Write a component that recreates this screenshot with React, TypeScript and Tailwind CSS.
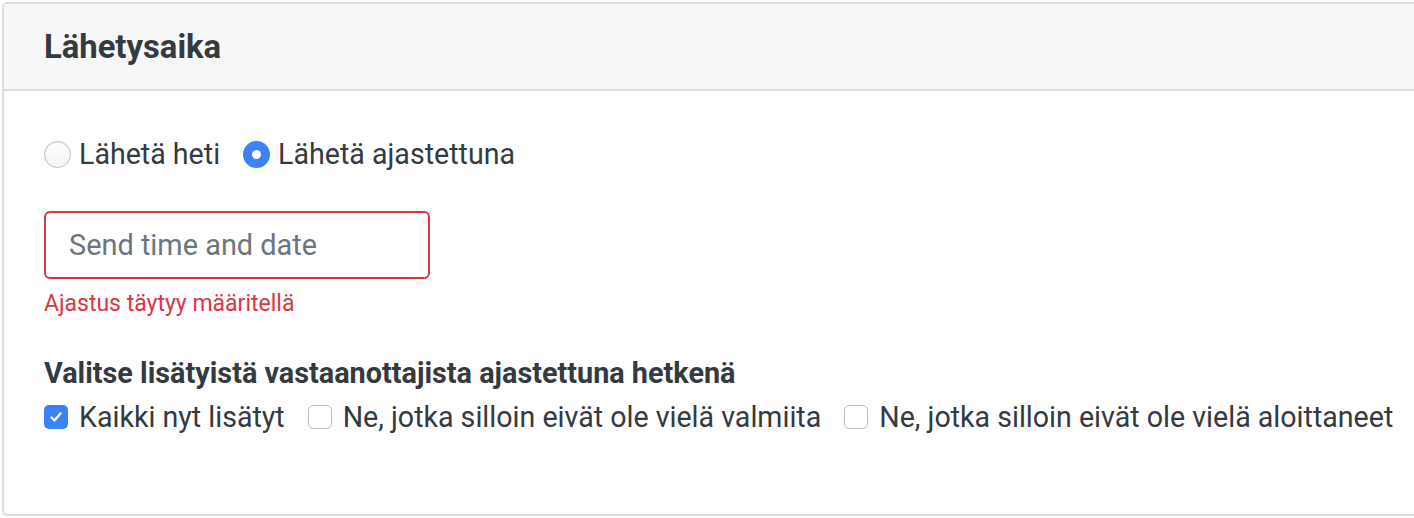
import { useState } from "react";

function Radio({ checked, label, onClick }: { checked: boolean; label: string; onClick: () => void }) {
  return (
    <label className="flex cursor-pointer items-center" onClick={onClick}>
      {checked ? (
        <span className="flex h-[27px] w-[27px] items-center justify-center rounded-full bg-[#3a83f6]">
          <span className="h-[9px] w-[9px] rounded-full bg-white" />
        </span>
      ) : (
        <span className="h-[27px] w-[27px] rounded-full border border-[#bdbdbd] bg-gradient-to-b from-white to-[#f4f4f4] shadow-[inset_0_1px_1px_rgba(0,0,0,0.06)]" />
      )}
      <span className="ml-[8px]">{label}</span>
    </label>
  );
}

function Checkbox({ checked, label, onClick }: { checked: boolean; label: string; onClick: () => void }) {
  return (
    <label className="flex cursor-pointer items-center" onClick={onClick}>
      {checked ? (
        <span className="flex h-[24px] w-[24px] items-center justify-center rounded-[5px] bg-[#3a83f6]">
          <svg width="16" height="16" viewBox="0 0 16 16" fill="none">
            <path d="M3.5 8.5l3 3 6-7" stroke="white" strokeWidth="2.4" strokeLinecap="round" strokeLinejoin="round" />
          </svg>
        </span>
      ) : (
        <span className="h-[24px] w-[24px] rounded-[5px] border border-[#bdbdbd] bg-white" />
      )}
      <span className="ml-[11px]">{label}</span>
    </label>
  );
}

export default function App() {
  const [mode, setMode] = useState<"now" | "scheduled">("scheduled");
  const [who, setWho] = useState({ all: true, notReady: false, notStarted: false });

  return (
    <div className="h-[518px] w-[1414px] overflow-hidden bg-white font-['Roboto','Liberation_Sans',sans-serif] text-[28.6px] leading-[42px] text-[#343a40]">
      <div className="ml-[2px] mt-[2px] h-[514px] w-[1450px] rounded-[5px] border-2 border-[#dddddd]">
        <div className="flex h-[87px] items-center border-b-2 border-[#dddddd] bg-[#f7f7f7] pl-[40px] pt-[1px]">
          <h5 className="text-[32.8px] font-bold leading-[42px]">Lähetysaika</h5>
        </div>
        <div className="pl-[40px] pt-[42px]">
          <div className="flex items-center gap-[23px]">
            <Radio checked={mode === "now"} label="Lähetä heti" onClick={() => setMode("now")} />
            <Radio checked={mode === "scheduled"} label="Lähetä ajastettuna" onClick={() => setMode("scheduled")} />
          </div>
          <input
            placeholder="Send time and date"
            className="mt-[36px] block h-[68px] w-[386px] rounded-[6px] border-2 border-[#dc3545] px-[23px] text-[28.9px] text-[#495057] outline-none placeholder:text-[#6c757d]"
          />
          <div className="mt-[8px] text-[23px] leading-[33px] text-[#dc3545]">Ajastus täytyy määritellä</div>
          <div className="mt-[32px] text-[28.8px] font-bold">Valitse lisätyistä vastaanottajista ajastettuna hetkenä</div>
          <div className="mt-[2px] flex items-center gap-[23px]">
            <Checkbox checked={who.all} label="Kaikki nyt lisätyt" onClick={() => setWho({ ...who, all: !who.all })} />
            <Checkbox
              checked={who.notReady}
              label="Ne, jotka silloin eivät ole vielä valmiita"
              onClick={() => setWho({ ...who, notReady: !who.notReady })}
            />
            <Checkbox
              checked={who.notStarted}
              label="Ne, jotka silloin eivät ole vielä aloittaneet"
              onClick={() => setWho({ ...who, notStarted: !who.notStarted })}
            />
          </div>
        </div>
      </div>
    </div>
  );
}
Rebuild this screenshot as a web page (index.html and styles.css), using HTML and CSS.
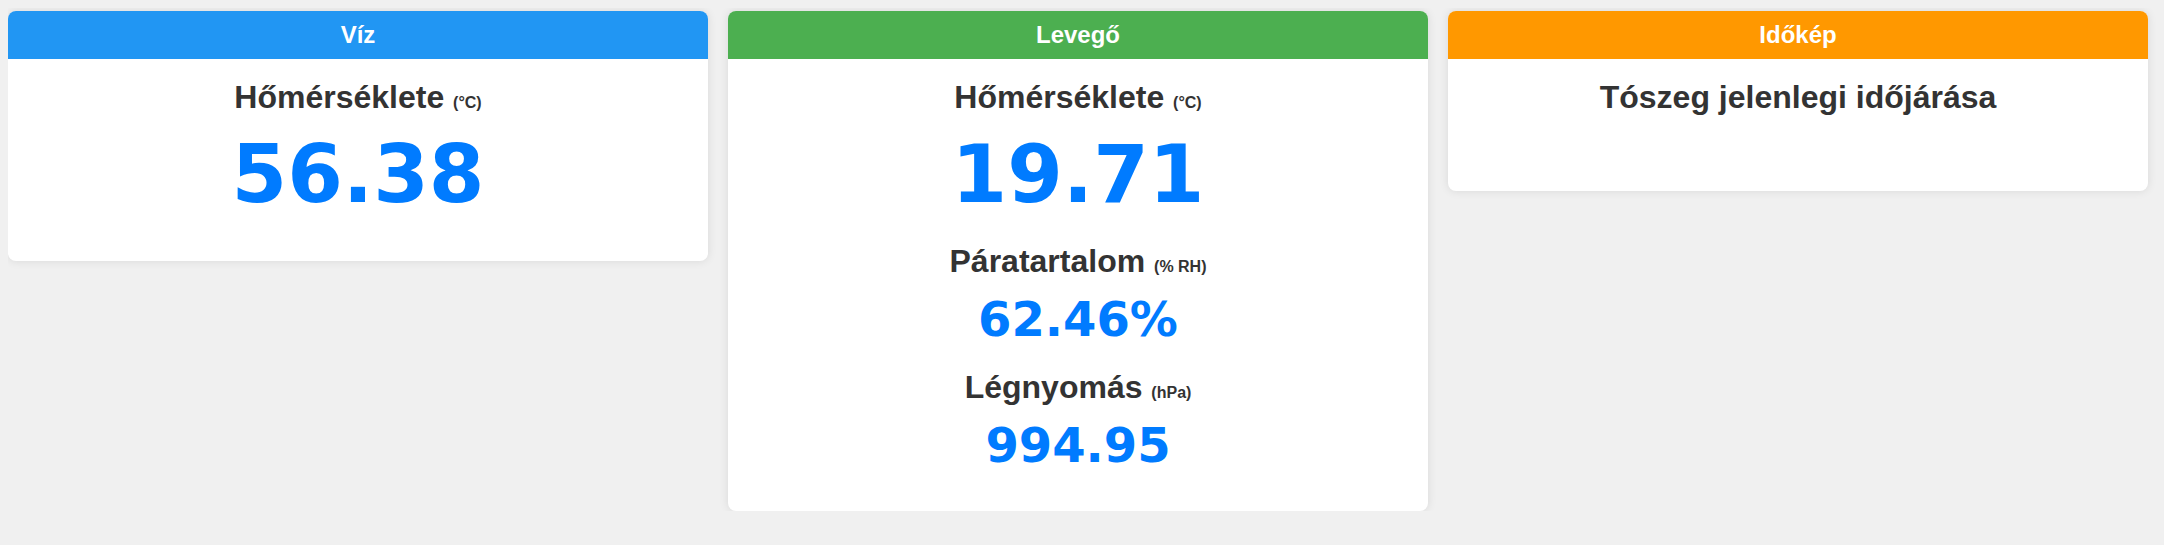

===============

**Stated task**
Could you reproduce every record above exactly, leaving out the pictures?

**Full response**
Write a component that recreates this screenshot with React, TypeScript and Tailwind CSS.
import { useState } from "react";

function Radio({ checked, label, onClick }: { checked: boolean; label: string; onClick: () => void }) {
  return (
    <label className="flex cursor-pointer items-center" onClick={onClick}>
      {checked ? (
        <span className="flex h-[27px] w-[27px] items-center justify-center rounded-full bg-[#3a83f6]">
          <span className="h-[9px] w-[9px] rounded-full bg-white" />
        </span>
      ) : (
        <span className="h-[27px] w-[27px] rounded-full border border-[#bdbdbd] bg-gradient-to-b from-white to-[#f4f4f4] shadow-[inset_0_1px_1px_rgba(0,0,0,0.06)]" />
      )}
      <span className="ml-[8px]">{label}</span>
    </label>
  );
}

function Checkbox({ checked, label, onClick }: { checked: boolean; label: string; onClick: () => void }) {
  return (
    <label className="flex cursor-pointer items-center" onClick={onClick}>
      {checked ? (
        <span className="flex h-[24px] w-[24px] items-center justify-center rounded-[5px] bg-[#3a83f6]">
          <svg width="16" height="16" viewBox="0 0 16 16" fill="none">
            <path d="M3.5 8.5l3 3 6-7" stroke="white" strokeWidth="2.4" strokeLinecap="round" strokeLinejoin="round" />
          </svg>
        </span>
      ) : (
        <span className="h-[24px] w-[24px] rounded-[5px] border border-[#bdbdbd] bg-white" />
      )}
      <span className="ml-[11px]">{label}</span>
    </label>
  );
}

export default function App() {
  const [mode, setMode] = useState<"now" | "scheduled">("scheduled");
  const [who, setWho] = useState({ all: true, notReady: false, notStarted: false });

  return (
    <div className="h-[518px] w-[1414px] overflow-hidden bg-white font-['Roboto','Liberation_Sans',sans-serif] text-[28.6px] leading-[42px] text-[#343a40]">
      <div className="ml-[2px] mt-[2px] h-[514px] w-[1450px] rounded-[5px] border-2 border-[#dddddd]">
        <div className="flex h-[87px] items-center border-b-2 border-[#dddddd] bg-[#f7f7f7] pl-[40px] pt-[1px]">
          <h5 className="text-[32.8px] font-bold leading-[42px]">Lähetysaika</h5>
        </div>
        <div className="pl-[40px] pt-[42px]">
          <div className="flex items-center gap-[23px]">
            <Radio checked={mode === "now"} label="Lähetä heti" onClick={() => setMode("now")} />
            <Radio checked={mode === "scheduled"} label="Lähetä ajastettuna" onClick={() => setMode("scheduled")} />
          </div>
          <input
            placeholder="Send time and date"
            className="mt-[36px] block h-[68px] w-[386px] rounded-[6px] border-2 border-[#dc3545] px-[23px] text-[28.9px] text-[#495057] outline-none placeholder:text-[#6c757d]"
          />
          <div className="mt-[8px] text-[23px] leading-[33px] text-[#dc3545]">Ajastus täytyy määritellä</div>
          <div className="mt-[32px] text-[28.8px] font-bold">Valitse lisätyistä vastaanottajista ajastettuna hetkenä</div>
          <div className="mt-[2px] flex items-center gap-[23px]">
            <Checkbox checked={who.all} label="Kaikki nyt lisätyt" onClick={() => setWho({ ...who, all: !who.all })} />
            <Checkbox
              checked={who.notReady}
              label="Ne, jotka silloin eivät ole vielä valmiita"
              onClick={() => setWho({ ...who, notReady: !who.notReady })}
            />
            <Checkbox
              checked={who.notStarted}
              label="Ne, jotka silloin eivät ole vielä aloittaneet"
              onClick={() => setWho({ ...who, notStarted: !who.notStarted })}
            />
          </div>
        </div>
      </div>
    </div>
  );
}
Rebuild this screenshot as a web page (index.html and styles.css), using HTML and CSS.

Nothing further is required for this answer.